> Task instructions: Take every line that has the string "components" and copy it out.

----------------------------------------

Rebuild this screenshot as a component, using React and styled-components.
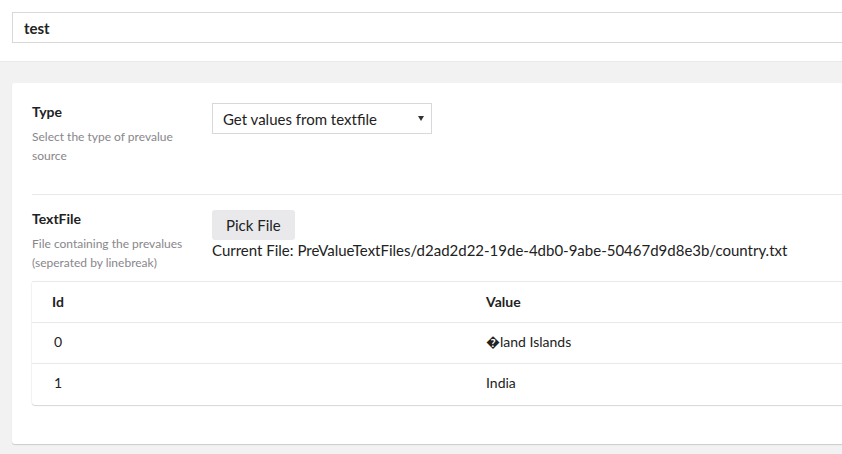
import styled, { createGlobalStyle } from 'styled-components'

const GlobalStyle = createGlobalStyle`
  html, body {
    margin: 0;
    padding: 0;
    overflow: hidden;
    background: #f3f2f2;
  }
  body {
    font-family: Lato, 'Noto Sans', sans-serif;
    color: #222;
    -webkit-font-smoothing: antialiased;
  }
`

const Page = styled.div`
  width: 932px;
  min-height: 454px;
  background: #f3f2f2;
`

const Header = styled.div`
  background: #fff;
  padding: 12px 12px 18px;
  border-bottom: 1px solid #e9e9eb;
`

const NameInput = styled.div`
  box-sizing: border-box;
  height: 31px;
  border: 1px solid #d8d7d9;
  padding: 0 11px;
  display: flex;
  align-items: center;
  font-size: 15px;
  font-weight: 700;
  color: #222;
`

const Content = styled.div`
  padding: 21px 12px;
`

const Card = styled.div`
  background: #fff;
  border-radius: 3px;
  padding: 20px;
  box-shadow: 0 1px 1px rgba(0, 0, 0, 0.16);
`

const Row = styled.div`
  display: flex;
  padding-top: ${(p) => p.$top || 0}px;
  padding-bottom: ${(p) => p.$bottom || 0}px;
  border-bottom: ${(p) => (p.$divider ? '1px solid #e9e9eb' : 'none')};
`

const LabelCol = styled.div`
  width: 180px;
  flex-shrink: 0;
`

const Label = styled.div`
  font-size: 14px;
  font-weight: 700;
  line-height: 18px;
  color: #222;
`

const Description = styled.div`
  margin-top: 6px;
  font-size: 12px;
  line-height: 19px;
  color: #88868b;
  width: 160px;
`

const Controls = styled.div`
  flex: 1;
  display: flex;
  flex-direction: column;
  align-items: flex-start;
`

const Select = styled.div`
  box-sizing: border-box;
  width: 220px;
  height: 31px;
  border: 1px solid #d8d7d9;
  padding: 0 7px 0 10px;
  display: flex;
  align-items: center;
  justify-content: space-between;
  font-size: 15px;
  color: #222;
`

const Button = styled.button`
  box-sizing: border-box;
  height: 30px;
  padding: 0 14px;
  border: none;
  border-radius: 3px;
  background: #e9e9eb;
  font-family: inherit;
  font-size: 15px;
  color: #222;
`

const FileInfo = styled.div`
  font-size: 15px;
  line-height: 20px;
  color: #222;
`

const Table = styled.table`
  width: 100%;
  margin-top: 9px;
  margin-bottom: 19px;
  border-collapse: collapse;
  table-layout: fixed;
  border-radius: 3px;
  box-shadow: 0 1px 1px rgba(0, 0, 0, 0.16), -1px 0 1px rgba(0, 0, 0, 0.04);
`

const Tr = styled.tr`
  height: 41px;
  border-top: 1px solid #e9e9eb;
`

const Th = styled.th`
  text-align: left;
  padding: 0 20px 2px;
  font-size: 14px;
  font-weight: 700;
  color: #222;
`

const Td = styled.td`
  padding: 0 20px 3px ${(p) => (p.$num ? 22 : 20)}px;
  font-size: 14px;
  color: #222;
`

const Caret = () => (
  <svg width="6" height="5" viewBox="0 0 6 5">
    <path d="M0 0 H6 L3 5 Z" fill="#333" />
  </svg>
)

const rows = [
  { id: '0', value: '\uFFFDland Islands' },
  { id: '1', value: 'India' },
]

export default function App() {
  return (
    <Page>
      <GlobalStyle />
      <Header>
        <NameInput>test</NameInput>
      </Header>
      <Content>
        <Card>
          <Row $bottom={29} $divider>
            <LabelCol>
              <Label>Type</Label>
              <Description>Select the type of prevalue source</Description>
            </LabelCol>
            <Controls>
              <Select>
                <span>Get values from textfile</span>
                <Caret />
              </Select>
            </Controls>
          </Row>
          <Row $top={15}>
            <LabelCol>
              <Label>TextFile</Label>
              <Description>File containing the prevalues (seperated by linebreak)</Description>
            </LabelCol>
            <Controls>
              <Button>Pick File</Button>
              <FileInfo>
                Current File: PreValueTextFiles/d2ad2d22-19de-4db0-9abe-50467d9d8e3b/country.txt
              </FileInfo>
            </Controls>
          </Row>
          <Table>
            <thead>
              <Tr>
                <Th>Id</Th>
                <Th>Value</Th>
              </Tr>
            </thead>
            <tbody>
              {rows.map((r) => (
                <Tr key={r.id}>
                  <Td $num>{r.id}</Td>
                  <Td>{r.value}</Td>
                </Tr>
              ))}
            </tbody>
          </Table>
        </Card>
      </Content>
    </Page>
  )
}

----------------------------------------

> Correct output:
Rebuild this screenshot as a component, using React and styled-components.
import styled, { createGlobalStyle } from 'styled-components'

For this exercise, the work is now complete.